The evidence of seven human burials is also interesting but the remains have not been studied extensively and their context is still not reconstructed.
Lateral View of the Skull from Langhnaj | CORVINUS & K. A. R. KENNEDY, 1963
Sustaining with Harappans
During the investigation of Langhnaj, archaeologists were faced with three major problems—identification of geological and palaeontological deposits in the sandy soils, the correlation of cultures with soils and fauna at different depths, and the absolute and relative dating of the site itself.
Archaeologists tried to reconstruct the environmental history of the region and presence of prehistoric settlements. However, the biggest issue back in the 1950s and 1960s was with the dates. In the absence of proper stratigraphy, it was difficult to understand the site’s relative date, which compensates for the lack of scientific dates.
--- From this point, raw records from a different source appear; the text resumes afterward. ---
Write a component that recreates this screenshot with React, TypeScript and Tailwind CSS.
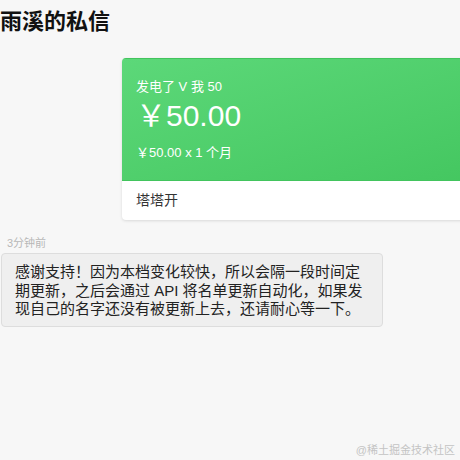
import React from 'react';

const font = { fontFamily: '"Liberation Sans", "Noto Sans CJK SC", sans-serif' };

const App: React.FC = () => {
  return (
    <div
      className="relative w-[460px] h-[460px] overflow-hidden bg-[#f7f7f7] text-[#333]"
      style={font}
    >
      {/* Header */}
      <h1 className="pt-[7px] text-[22px] leading-[30px] font-bold text-[#111] whitespace-nowrap">
        雨溪的私信
      </h1>

      {/* Sponsor card */}
      <div className="mt-[21px] ml-[122px] w-[380px] rounded-[4px] overflow-hidden bg-white shadow-[0_1px_3px_rgba(0,0,0,0.12)]">
        <div className="bg-gradient-to-br from-[#5cd879] to-[#43c65f] border-t border-b border-[#42c45d] pl-[14px] pt-[19px] pb-[18px] text-white">
          <p className="text-[13px] leading-[18px]">发电了 V 我 50</p>
          <p className="mt-[2px] text-[30px] leading-[36px]">￥50.00</p>
          <p className="mt-[10px] text-[13px] leading-[18px]">￥50.00 x 1 个月</p>
        </div>
        <div className="px-[14px] py-[10px] text-[14px] leading-[19px] text-[#333]">塔塔开</div>
      </div>

      {/* Reply */}
      <div className="mt-[16px] pl-[7px] text-[11px] leading-[14px] text-[#b8b8b8]">3分钟前</div>
      <div className="mt-[3px] ml-px w-[382px] rounded-[4px] border border-[#dddddd] bg-[#efefef] pl-[13px] pr-[13px] pt-[9px] pb-[7px] text-[15px] leading-[18.7px] text-[#222]">
        感谢支持！因为本档变化较快，所以会隔一段时间定期更新，之后会通过 API 将名单更新自动化，如果发现自己的名字还没有被更新上去，还请耐心等一下。
      </div>

      {/* Watermark */}
      <div className="absolute right-[5px] bottom-[3px] text-[11px] leading-[14px] text-[#c4c4c4] whitespace-nowrap">
        @稀土掘金技术社区
      </div>
    </div>
  );
};

export default App;
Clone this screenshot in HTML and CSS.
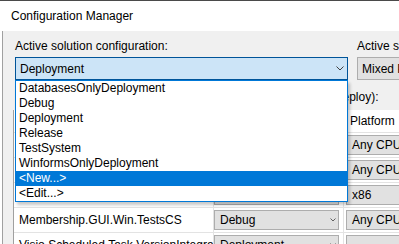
FILE: index.html
```html
<!DOCTYPE html>
<html lang="en">
<head>
  <meta charset="UTF-8" />
  <title>Configuration Manager</title>
  <link rel="stylesheet" href="styles.css">
</head>
<body>
  <div class="window">
    <div class="titlebar">Configuration Manager</div>

    <div class="content">
      <div class="top-row">
        <!-- Active configuration, opened -->
        <div class="field field-config">
          <label>Active solution configuration:</label>
          <div class="combo dropped">
            <span>Deployment</span>
            <svg class="chevron" width="8" height="5" viewBox="0 0 8 5"><path d="M0.5 0.5 L4 4 L7.5 0.5" fill="none" stroke="#404040" /></svg>
          </div>
          <ul class="dropdown">
            <li>DatabasesOnlyDeployment</li>
            <li>Debug</li>
            <li>Deployment</li>
            <li>Release</li>
            <li>TestSystem</li>
            <li>WinformsOnlyDeployment</li>
            <li class="selected">&lt;New...&gt;</li>
            <li>&lt;Edit...&gt;</li>
          </ul>
        </div>

        <div class="field field-platform">
          <label>Active solution platform:</label>
          <div class="combo">
            <span>Mixed Platforms</span>
          </div>
        </div>
      </div>

      <div class="contexts">Project contexts (check the project configurations to build or deploy):</div>

      <div class="grid">
        <div class="row header">
          <div class="cell name">Project</div>
          <div class="cell">Configuration</div>
          <div class="cell plat">Platform</div>
          <div class="cell">Build</div>
          <div class="cell">Deploy</div>
        </div>
        <div class="row">
          <div class="cell name">Membership.Core</div>
          <div class="cell conf"><div class="combo"><span>Debug</span><svg class="chev-sm" width="6" height="4" viewBox="0 0 6 4"><path d="M0.5 0.5 L3 3 L5.5 0.5" fill="none" stroke="#606060" /></svg></div></div>
          <div class="cell plat"><div class="combo"><span>Any CPU</span></div></div>
          <div class="cell"></div>
          <div class="cell"></div>
        </div>
        <div class="row">
          <div class="cell name">Membership.Data</div>
          <div class="cell conf"><div class="combo"><span>Debug</span><svg class="chev-sm" width="6" height="4" viewBox="0 0 6 4"><path d="M0.5 0.5 L3 3 L5.5 0.5" fill="none" stroke="#606060" /></svg></div></div>
          <div class="cell plat"><div class="combo"><span>Any CPU</span></div></div>
          <div class="cell"></div>
          <div class="cell"></div>
        </div>
        <div class="row">
          <div class="cell name">Membership.Setup.Deploy</div>
          <div class="cell conf"><div class="combo"><span>Deployment</span><svg class="chev-sm" width="6" height="4" viewBox="0 0 6 4"><path d="M0.5 0.5 L3 3 L5.5 0.5" fill="none" stroke="#606060" /></svg></div></div>
          <div class="cell plat"><div class="combo"><span>x86</span></div></div>
          <div class="cell"></div>
          <div class="cell"></div>
        </div>
        <div class="row">
          <div class="cell name">Membership.GUI.Win.TestsCS</div>
          <div class="cell conf"><div class="combo"><span>Debug</span><svg class="chev-sm" width="6" height="4" viewBox="0 0 6 4"><path d="M0.5 0.5 L3 3 L5.5 0.5" fill="none" stroke="#606060" /></svg></div></div>
          <div class="cell plat"><div class="combo"><span>Any CPU</span></div></div>
          <div class="cell"></div>
          <div class="cell"></div>
        </div>
        <div class="row">
          <div class="cell name">Visio.Scheduled.Task.VersionIntegration</div>
          <div class="cell conf"><div class="combo"><span>Deployment</span><svg class="chev-sm" width="6" height="4" viewBox="0 0 6 4"><path d="M0.5 0.5 L3 3 L5.5 0.5" fill="none" stroke="#606060" /></svg></div></div>
          <div class="cell plat"><div class="combo"><span></span></div></div>
          <div class="cell"></div>
          <div class="cell"></div>
        </div>
      </div>
    </div>
  </div>
</body>
</html>
```

FILE: styles.css
```css
* {
  box-sizing: border-box;
}
body {
  margin: 0;
  font-family: "Segoe UI", "Liberation Sans", Arial, sans-serif;
  font-size: 12px;
  color: #000;
  background: #fff;
  overflow: hidden;
}
.window {
  width: 399px;
  height: 244px;
  display: flex;
  flex-direction: column;
  overflow: hidden;
}
.titlebar {
  height: 31px;
  flex-shrink: 0;
  border-top: 1px solid #4a4a4a;
  padding-left: 11px;
  display: flex;
  align-items: center;
  background: #fff;
}
.content {
  flex: 1;
  margin-left: 2px;
  border-left: 1px solid #a0a0a0;
  background: #f0f0f0;
  padding: 8px 0 0 12px;
  min-width: 0;
}
.top-row {
  display: flex;
  gap: 9px;
}
.field {
  position: relative;
  flex-shrink: 0;
}
.field-config {
  width: 333px;
}
.field-platform {
  width: 160px;
}
.field label {
  display: block;
  line-height: 15px;
  white-space: nowrap;
}
.combo {
  margin-top: 3px;
  height: 23px;
  border: 1px solid #adadad;
  background: #e1e1e1;
  display: flex;
  align-items: center;
  justify-content: space-between;
  padding: 0 3px 0 4px;
  white-space: nowrap;
  overflow: hidden;
}
.combo.dropped {
  background: #cce4f7;
  border-color: #005499;
}
.chevron {
  flex-shrink: 0;
}
/* open list of the configuration box */
.dropdown {
  position: absolute;
  left: 0;
  top: 41px;
  width: 333px;
  margin: 0;
  padding: 0;
  list-style: none;
  background: #fff;
  border: 1px solid #0078d7;
  box-shadow: 2px 3px 3px rgba(0, 0, 0, 0.22);
  z-index: 2;
}
.dropdown li {
  height: 15px;
  line-height: 15px;
  padding-left: 3px;
  white-space: nowrap;
}
.dropdown li.selected {
  background: #0078d7;
  color: #fff;
}
.contexts {
  margin-top: 10px;
  line-height: 15px;
  white-space: nowrap;
}
/* project grid */
.grid {
  margin: 5px 0 0 -2px;
  border-left: 1px solid #a0a0a0;
  background: #fff;
  width: 600px;
}
.row {
  display: grid;
  grid-template-columns: 200px 130px 100px 60px 60px;
  height: 25px;
  border-bottom: 1px solid #e3e3e3;
}
.row.header {
  height: 23px;
}
.cell {
  border-right: 1px solid #e3e3e3;
  display: flex;
  align-items: center;
  white-space: nowrap;
  overflow: hidden;
}
.cell.name {
  padding-left: 5px;
}
.header .cell.plat {
  padding-left: 6px;
}
.cell.conf {
  padding-right: 4px;
}
.row:not(.header) .cell.plat {
  padding-left: 2px;
}
.cell .combo {
  margin-top: 0;
  width: 100%;
  height: 20px;
  padding: 0 2px 0 5px;
}
.chev-sm {
  flex-shrink: 0;
}
```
In such a situation, archaeologists started to look at a few Harappan and early food-producing sites like Bangladesh’s Rangpur and Gujarat’s Loteshwar, where microliths were reported from the lowest levels. Period I at Loteshwar and Santali has revealed that aceramic hunter-gathers subsisted on the remains of wild water buffalos, blackbucks, chinkaras, small and large deer, nilgais, boars, and onagers. The Loteshwar Period I was primarily identified as a hunting station for blackbucks, as Santali Period I was for wild buffalo. Period II is the Chalcolithic or copper-using period when people slowly moved away from hunting-based economy towards agro-pastoralism and food production.
Interestingly, Loteshwar Period I and Santali Period I are dated to circa 7100-5600 BCE, clearly suggesting that microlithic-using hunter-gatherers communities inhabited the sand dunes of north Gujarat, making them more or less contemporary to Period I at Mehrgarh site in Balochistan, Pakistan. Not only does this place these microlith sites, including Langhnaj, in the same timeframe as Harappan settlements like Dholavira and Lothal, but it also indicates their coexistence.